***** SOURCE DATA

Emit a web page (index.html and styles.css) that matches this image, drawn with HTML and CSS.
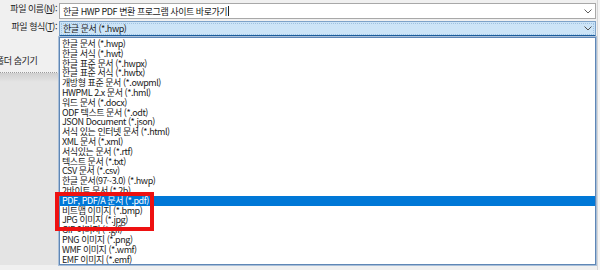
FILE: index.html
```html
<!DOCTYPE html>
<html lang="ko">
<head>
<meta charset="utf-8">
<link rel="stylesheet" href="styles.css">
</head>
<body>
<div class="dialog">
  <div class="form">
    <div class="lbl lbl1">파일 이름(<u>N</u>):</div>
    <div class="field input">
      <span class="val">한글 HWP PDF 변환 프로그램 사이트 바로가기</span><span class="caret"></span>
      <svg class="chev" width="8" height="5" viewBox="0 0 8 5"><path d="M0.5 0.5 L4 4 L7.5 0.5" fill="none" stroke="#606060" stroke-width="1"/></svg>
    </div>
    <div class="lbl lbl2">파일 형식(<u>T</u>):</div>
    <div class="field select">
      <span class="val">한글 문서 (*.hwp)</span>
      <svg class="chev" width="8" height="5" viewBox="0 0 8 5"><path d="M0.5 0.5 L4 4 L7.5 0.5" fill="none" stroke="#505050" stroke-width="1"/></svg>
    </div>
    <div class="side">
      <div class="hide">폴더 숨기기</div>
      <div class="shade"></div>
    </div>
    <ul class="list">
      <li>한글 문서 (*.hwp)</li>
      <li>한글 서식 (*.hwt)</li>
      <li>한글 표준 문서 (*.hwpx)</li>
      <li>한글 표준 서식 (*.hwtx)</li>
      <li>개방형 표준 문서 (*.owpml)</li>
      <li>HWPML 2.x 문서 (*.hml)</li>
      <li>워드 문서 (*.docx)</li>
      <li>ODF 텍스트 문서 (*.odt)</li>
      <li>JSON Document (*.json)</li>
      <li>서식 있는 인터넷 문서 (*.html)</li>
      <li>XML 문서 (*.xml)</li>
      <li>서식있는 문서 (*.rtf)</li>
      <li>텍스트 문서 (*.txt)</li>
      <li>CSV 문서 (*.csv)</li>
      <li>한글 문서(97~3.0) (*.hwp)</li>
      <li>2바이트 문서 (*.2b)</li>
      <li class="sel">PDF, PDF/A 문서 (*.pdf)</li>
      <li>비트맵 이미지 (*.bmp)</li>
      <li>JPG 이미지 (*.jpg)</li>
      <li>GIF 이미지 (*.gif)</li>
      <li>PNG 이미지 (*.png)</li>
      <li>WMF 이미지 (*.wmf)</li>
      <li>EMF 이미지 (*.emf)</li>
    </ul>
  </div>
  <div class="gutter"></div>
  <div class="mark"></div>
</div>
</body>
</html>
```

FILE: styles.css
```css
* { box-sizing: border-box; }
html, body {
  margin: 0;
  padding: 0;
  width: 600px;
  height: 270px;
  overflow: hidden;
  background: #f0f0f0;
}
body {
  font-family: "Noto Sans CJK KR", "Noto Sans", sans-serif;
  font-size: 9px;
  letter-spacing: -0.45px;
  color: #1a1a1a;
}
.dialog {
  position: relative;
  display: flex;
  width: 600px;
  height: 270px;
}
.form {
  display: grid;
  grid-template-columns: 59px 537px;
  grid-template-rows: 18px 16px 228px;
  padding-top: 3px;
}
.lbl {
  text-align: right;
  padding-right: 2px;
  white-space: nowrap;
  color: #222;
}
.lbl u { text-decoration: underline; text-underline-offset: 1px; }
.lbl1 { line-height: 18px; margin-top: -3px; }
.lbl2 { line-height: 12px; }
.field {
  display: flex;
  align-items: center;
  padding-left: 3px;
  padding-right: 3px;
  white-space: nowrap;
}
.field .val { flex: none; }
.field .chev { margin-left: auto; flex: none; }
.input {
  height: 16px;
  background: #fff;
  border: 1px solid #a8a8a8;
}
.caret {
  display: inline-block;
  width: 1px;
  height: 10px;
  background: #222;
  margin-left: 1px;
}
.select {
  height: 16px;
  background: #cce4f7;
  border: 1px solid #7da2c8;
  border-bottom: 2px solid #1c5d9c;
  outline: 1px dotted #9fc2e2;
  outline-offset: -3px;
}
.side {
  display: flex;
  flex-direction: column;
}
.hide {
  height: 36px;
  padding-top: 18px;
  line-height: 12px;
  margin-left: -4px;
  white-space: nowrap;
  color: #222;
  border-bottom: 1px dotted #9a9a9a;
}
.shade {
  flex: 1;
  background: linear-gradient(#cfcfcf, #e4e4e4 9px, #e4e4e4);
}
.list {
  list-style: none;
  margin: 0;
  padding: 1px 0 0;
  background: #fff;
  border: 1px solid #5f87b6;
  box-shadow: 0 0 0 1px #a9bfd9;
  height: 228px;
}
.list li {
  height: 9.8px;
  line-height: 9.8px;
  padding-left: 2px;
  white-space: nowrap;
  color: #1a1a1a;
}
.list li.sel {
  background: #0078d7;
  color: #fff;
}
.gutter {
  flex: 1;
  border-left: 1px solid #d6d6d6;
  margin-left: 1px;
  background: #f4f4f4;
}
.mark {
  position: absolute;
  left: 55px;
  top: 192px;
  width: 99px;
  height: 39px;
  border: 4px solid #ee1111;
}
```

**********

Reproduce each line exactly as it appears, omitting the pictures.

:: RIGHT ANSWER ::
Emit a web page (index.html and styles.css) that matches this image, drawn with HTML and CSS.
FILE: index.html
```html
<!DOCTYPE html>
<html lang="ko">
<head>
<meta charset="utf-8">
<link rel="stylesheet" href="styles.css">
</head>
<body>
<div class="dialog">
  <div class="form">
    <div class="lbl lbl1">파일 이름(<u>N</u>):</div>
    <div class="field input">
      <span class="val">한글 HWP PDF 변환 프로그램 사이트 바로가기</span><span class="caret"></span>
      <svg class="chev" width="8" height="5" viewBox="0 0 8 5"><path d="M0.5 0.5 L4 4 L7.5 0.5" fill="none" stroke="#606060" stroke-width="1"/></svg>
    </div>
    <div class="lbl lbl2">파일 형식(<u>T</u>):</div>
    <div class="field select">
      <span class="val">한글 문서 (*.hwp)</span>
      <svg class="chev" width="8" height="5" viewBox="0 0 8 5"><path d="M0.5 0.5 L4 4 L7.5 0.5" fill="none" stroke="#505050" stroke-width="1"/></svg>
    </div>
    <div class="side">
      <div class="hide">폴더 숨기기</div>
      <div class="shade"></div>
    </div>
    <ul class="list">
      <li>한글 문서 (*.hwp)</li>
      <li>한글 서식 (*.hwt)</li>
      <li>한글 표준 문서 (*.hwpx)</li>
      <li>한글 표준 서식 (*.hwtx)</li>
      <li>개방형 표준 문서 (*.owpml)</li>
      <li>HWPML 2.x 문서 (*.hml)</li>
      <li>워드 문서 (*.docx)</li>
      <li>ODF 텍스트 문서 (*.odt)</li>
      <li>JSON Document (*.json)</li>
      <li>서식 있는 인터넷 문서 (*.html)</li>
      <li>XML 문서 (*.xml)</li>
      <li>서식있는 문서 (*.rtf)</li>
      <li>텍스트 문서 (*.txt)</li>
      <li>CSV 문서 (*.csv)</li>
      <li>한글 문서(97~3.0) (*.hwp)</li>
      <li>2바이트 문서 (*.2b)</li>
      <li class="sel">PDF, PDF/A 문서 (*.pdf)</li>
      <li>비트맵 이미지 (*.bmp)</li>
      <li>JPG 이미지 (*.jpg)</li>
      <li>GIF 이미지 (*.gif)</li>
      <li>PNG 이미지 (*.png)</li>
      <li>WMF 이미지 (*.wmf)</li>
      <li>EMF 이미지 (*.emf)</li>
    </ul>
  </div>
  <div class="gutter"></div>
  <div class="mark"></div>
</div>
</body>
</html>
```

FILE: styles.css
```css
* { box-sizing: border-box; }
html, body {
  margin: 0;
  padding: 0;
  width: 600px;
  height: 270px;
  overflow: hidden;
  background: #f0f0f0;
}
body {
  font-family: "Noto Sans CJK KR", "Noto Sans", sans-serif;
  font-size: 9px;
  letter-spacing: -0.45px;
  color: #1a1a1a;
}
.dialog {
  position: relative;
  display: flex;
  width: 600px;
  height: 270px;
}
.form {
  display: grid;
  grid-template-columns: 59px 537px;
  grid-template-rows: 18px 16px 228px;
  padding-top: 3px;
}
.lbl {
  text-align: right;
  padding-right: 2px;
  white-space: nowrap;
  color: #222;
}
.lbl u { text-decoration: underline; text-underline-offset: 1px; }
.lbl1 { line-height: 18px; margin-top: -3px; }
.lbl2 { line-height: 12px; }
.field {
  display: flex;
  align-items: center;
  padding-left: 3px;
  padding-right: 3px;
  white-space: nowrap;
}
.field .val { flex: none; }
.field .chev { margin-left: auto; flex: none; }
.input {
  height: 16px;
  background: #fff;
  border: 1px solid #a8a8a8;
}
.caret {
  display: inline-block;
  width: 1px;
  height: 10px;
  background: #222;
  margin-left: 1px;
}
.select {
  height: 16px;
  background: #cce4f7;
  border: 1px solid #7da2c8;
  border-bottom: 2px solid #1c5d9c;
  outline: 1px dotted #9fc2e2;
  outline-offset: -3px;
}
.side {
  display: flex;
  flex-direction: column;
}
.hide {
  height: 36px;
  padding-top: 18px;
  line-height: 12px;
  margin-left: -4px;
  white-space: nowrap;
  color: #222;
  border-bottom: 1px dotted #9a9a9a;
}
.shade {
  flex: 1;
  background: linear-gradient(#cfcfcf, #e4e4e4 9px, #e4e4e4);
}
.list {
  list-style: none;
  margin: 0;
  padding: 1px 0 0;
  background: #fff;
  border: 1px solid #5f87b6;
  box-shadow: 0 0 0 1px #a9bfd9;
  height: 228px;
}
.list li {
  height: 9.8px;
  line-height: 9.8px;
  padding-left: 2px;
  white-space: nowrap;
  color: #1a1a1a;
}
.list li.sel {
  background: #0078d7;
  color: #fff;
}
.gutter {
  flex: 1;
  border-left: 1px solid #d6d6d6;
  margin-left: 1px;
  background: #f4f4f4;
}
.mark {
  position: absolute;
  left: 55px;
  top: 192px;
  width: 99px;
  height: 39px;
  border: 4px solid #ee1111;
}
```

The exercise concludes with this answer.